You know how we’re crazy-dedicated to the sustainability of the family farmers who grow the coffee we roast? How we love their attention to environmental care and organic practices? That’s what’s behind the exquisite flavors that flow from place, from the soil up. It’s the elemental terroir you taste in each sip of Kickapoo Coffee.

Well, there’s a terroir that meets the eye, too, and it’s every bit as important. Ever since Nick’s woodcut splendor first fired our collective imagination in the early days, when he designed the familiar images on our cans and the coffee leaf emblem of our logo, our friendship has only grown as our admiration of his art deepens. His design sets the perfect tone for our artisanal coffees.
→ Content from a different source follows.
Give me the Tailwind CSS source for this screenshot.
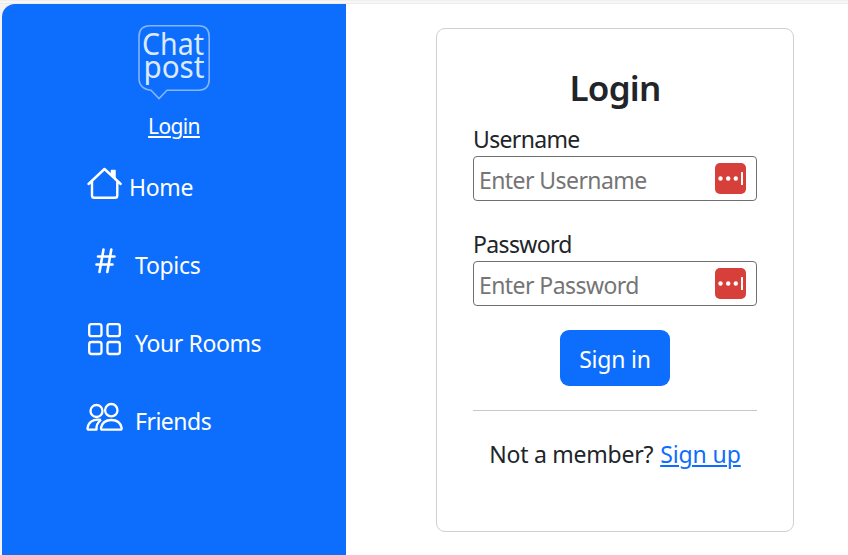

Now, as we introduce our new blends, Nick has done it again, but in a very cool, new direction.

“I’m very grateful for the assignment,” Nick says. “It’s been a little daunting because it’s a different visual language—it’s a little more about the essential qualities of nature. I tried to create a syntax or language that each blend would be explained by.” Instead of the more representational images Nick was asked to design before, the new designs go to feelings, the spark behind the mojo of our java, so to speak. As Nick says, “It’s a little more like playing with fire, a little harder to contain.”

But a little more fun, too. Nick has noticed that often flavor descriptions of various coffee blends are abstractions themselves, where comparisons to things like pipe tobacco smoke and nuts and such are invoked. Our new blend names do this too, but we’ve gone in a more illuminating direction.

The names of the blend list “conjure qualities of light, of cosmological and astronomical phenomenon,” according to Nick. “They are very nature-inspired and play well with my work that harmonizes the subtleties of landscape, movement, the qualities and vignettes of sky light.”

 

 

It’s his goal with the new woodcuts that those essential qualities carry through. Like Kickapoo Coffee roasts themselves, the spectacular quality of Nick’s woodcuts is the result of human attention that only comes from things made by a caring, masterful hand.

We think it’s a match made in heaven. Or, Viroqua at least.